I. La caractérisation d’une livraison de biens réciproque
A. L’identification d’un lien direct entre les prestations
La Cour souligne qu’une livraison de biens est effectuée à titre onéreux s’il existe entre les parties un « rapport juridique au cours duquel des prestations réciproques sont échangées ». Le prix perçu par le fournisseur doit constituer la contre-valeur effective du bien fourni conformément à une jurisprudence constante de la haute juridiction européenne. Dans cette affaire, la société cède la propriété de ses actifs immobiliers à un actionnaire en échange des actions que ce dernier détient. Les deux parties interviennent simultanément en qualité de fournisseur et d’acquéreur en se transférant mutuellement des droits de propriété identifiables. La transaction entraîne nécessairement un « transfert du pouvoir de disposer d’un bien corporel comme un propriétaire » au sens de la directive européenne relative à la taxe.

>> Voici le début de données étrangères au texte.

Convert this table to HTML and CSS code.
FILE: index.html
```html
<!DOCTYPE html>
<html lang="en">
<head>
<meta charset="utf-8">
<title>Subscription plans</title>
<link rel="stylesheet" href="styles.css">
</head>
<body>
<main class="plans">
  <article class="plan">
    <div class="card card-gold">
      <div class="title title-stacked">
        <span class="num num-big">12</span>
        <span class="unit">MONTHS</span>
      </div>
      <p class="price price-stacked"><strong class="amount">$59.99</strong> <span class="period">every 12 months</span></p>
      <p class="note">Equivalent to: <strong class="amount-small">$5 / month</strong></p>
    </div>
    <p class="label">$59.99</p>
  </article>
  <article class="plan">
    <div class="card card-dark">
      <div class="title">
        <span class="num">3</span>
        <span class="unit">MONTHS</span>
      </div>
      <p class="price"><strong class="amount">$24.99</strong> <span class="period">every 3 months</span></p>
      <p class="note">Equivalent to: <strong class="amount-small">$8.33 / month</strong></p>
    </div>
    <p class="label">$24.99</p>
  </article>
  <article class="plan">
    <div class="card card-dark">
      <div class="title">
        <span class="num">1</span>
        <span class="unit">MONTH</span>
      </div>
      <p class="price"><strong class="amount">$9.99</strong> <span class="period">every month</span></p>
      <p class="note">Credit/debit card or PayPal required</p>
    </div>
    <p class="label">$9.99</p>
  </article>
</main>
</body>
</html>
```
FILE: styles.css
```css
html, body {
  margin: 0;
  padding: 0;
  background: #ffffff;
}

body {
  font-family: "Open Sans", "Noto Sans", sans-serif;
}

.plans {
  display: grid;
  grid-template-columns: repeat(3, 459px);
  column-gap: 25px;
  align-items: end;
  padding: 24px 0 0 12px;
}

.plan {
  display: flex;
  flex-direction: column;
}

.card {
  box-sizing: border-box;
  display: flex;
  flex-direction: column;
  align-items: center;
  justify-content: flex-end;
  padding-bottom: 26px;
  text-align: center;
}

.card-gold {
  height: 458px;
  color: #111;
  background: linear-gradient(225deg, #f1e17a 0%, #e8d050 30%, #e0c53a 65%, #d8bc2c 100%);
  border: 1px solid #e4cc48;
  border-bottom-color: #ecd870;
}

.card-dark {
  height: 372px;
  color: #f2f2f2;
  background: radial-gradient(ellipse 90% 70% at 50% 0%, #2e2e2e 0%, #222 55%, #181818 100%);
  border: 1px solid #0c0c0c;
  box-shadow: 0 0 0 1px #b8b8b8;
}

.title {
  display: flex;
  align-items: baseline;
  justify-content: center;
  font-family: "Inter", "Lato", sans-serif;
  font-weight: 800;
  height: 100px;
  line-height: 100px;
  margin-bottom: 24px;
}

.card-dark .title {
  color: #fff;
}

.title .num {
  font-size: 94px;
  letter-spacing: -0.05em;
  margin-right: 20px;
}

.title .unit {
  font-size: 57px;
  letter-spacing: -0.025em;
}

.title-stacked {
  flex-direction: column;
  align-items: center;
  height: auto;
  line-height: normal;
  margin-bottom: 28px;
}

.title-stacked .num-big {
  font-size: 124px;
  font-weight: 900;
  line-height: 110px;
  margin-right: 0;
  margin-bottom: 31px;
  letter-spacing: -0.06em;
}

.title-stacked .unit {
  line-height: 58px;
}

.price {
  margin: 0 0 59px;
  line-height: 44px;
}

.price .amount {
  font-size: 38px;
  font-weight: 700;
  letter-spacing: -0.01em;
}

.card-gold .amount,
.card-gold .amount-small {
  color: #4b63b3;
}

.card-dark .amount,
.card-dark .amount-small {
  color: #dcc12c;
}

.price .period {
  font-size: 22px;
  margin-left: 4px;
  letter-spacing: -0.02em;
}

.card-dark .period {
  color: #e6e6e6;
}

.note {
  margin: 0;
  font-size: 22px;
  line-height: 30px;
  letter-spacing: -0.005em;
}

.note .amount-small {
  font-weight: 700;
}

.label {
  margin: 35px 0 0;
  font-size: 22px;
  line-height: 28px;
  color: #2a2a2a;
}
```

B. L’autonomie de la cession immobilière par rapport au capital
L’arrêt rejette l’idée que le rachat d’actions et le transfert immobilier constitueraient une opération complexe unique échappant par nature à la fiscalité. La juridiction précise que si la détention d’actions ne constitue pas une activité économique, la livraison des biens affectés à l’entreprise demeure imposable. Le caractère onéreux est établi dès lors que le transfert de l’immeuble trouve sa contrepartie directe dans la valeur des actions remises par l’associé. Cette analyse permet de distinguer les mouvements de capitaux des flux de biens corporels qui font l’objet d’une exploitation commerciale ou industrielle permanente. L’opération de livraison de biens doit ainsi être analysée séparément de la procédure de retrait des titres sociaux prévue par les législations nationales.

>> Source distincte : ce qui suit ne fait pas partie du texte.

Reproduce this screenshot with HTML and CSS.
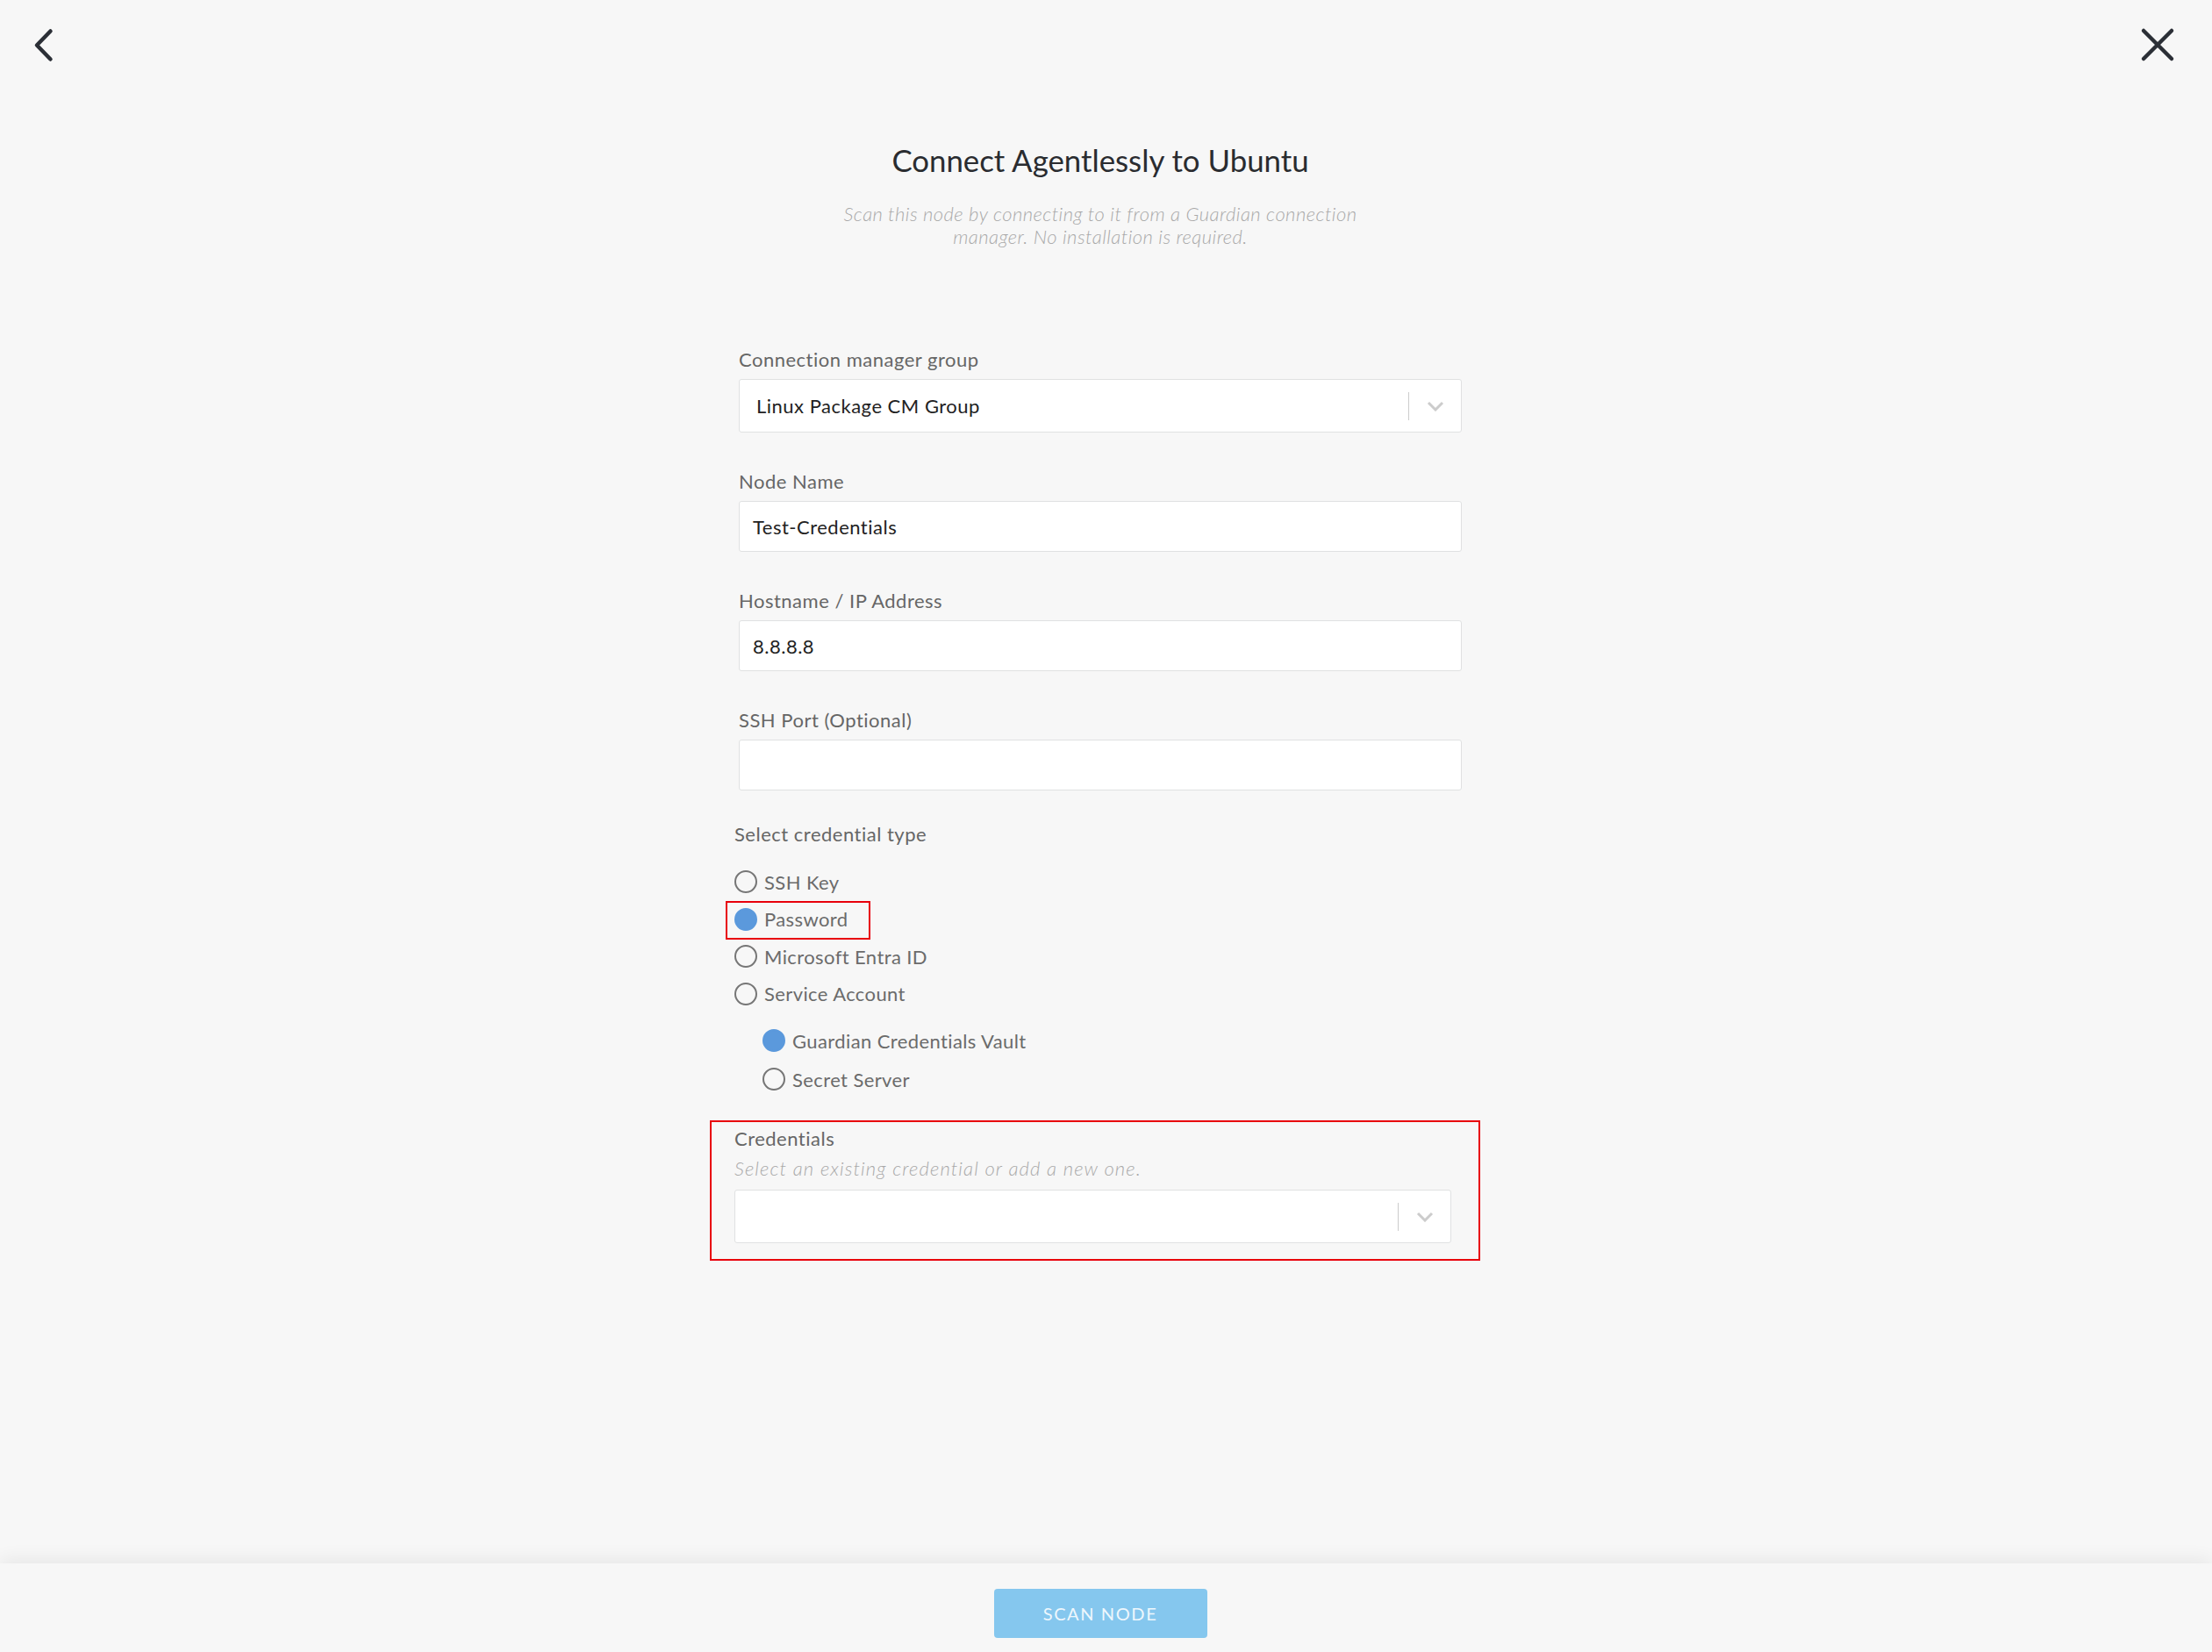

II. La soumission de l’opération au champ d’application de la taxe
A. L’exigence de l’affectation des biens à l’activité économique
L’assujettissement dépend de la qualité de la société agissant dans le cadre de son activité de producteur, de commerçant ou de prestataire de services. La Cour rappelle que la notion d’activité économique englobe l’exploitation d’un bien corporel en vue d’en tirer des recettes ayant un caractère de permanence. La livraison est soumise à la taxe « pour autant que lesdits biens immeubles sont affectés à l’activité économique » de la société auteur de la cession. Il incombe à la juridiction nationale de vérifier si les bâtiments transférés participaient effectivement au circuit de production ou de distribution de l’entreprise. Cette condition d’affectation garantit que seuls les actifs intégrés au patrimoine professionnel de l’assujetti supportent la charge fiscale lors de leur sortie.
B. La portée de la solution au regard de la neutralité fiscale
La solution retenue assure le respect du principe de neutralité concurrentielle en évitant que des biens similaires ne supportent des charges fiscales différentes. Le transfert d’un immeuble en paiement d’une dette de rachat d’actions doit être traité comme toute autre vente d’actif immobilier par une entreprise. Cette interprétation prévient les risques d’évasion fiscale qui pourraient résulter de transferts d’actifs opérés sous le couvert de restructurations purement juridiques ou financières. La décision réserve toutefois l’application éventuelle des exonérations spécifiques prévues pour les livraisons de bâtiments anciens n’ayant pas fait l’objet d’une première occupation. Cette approche pragmatique maintient la cohérence du système commun de taxe tout en tenant compte de la réalité économique des échanges entre associés.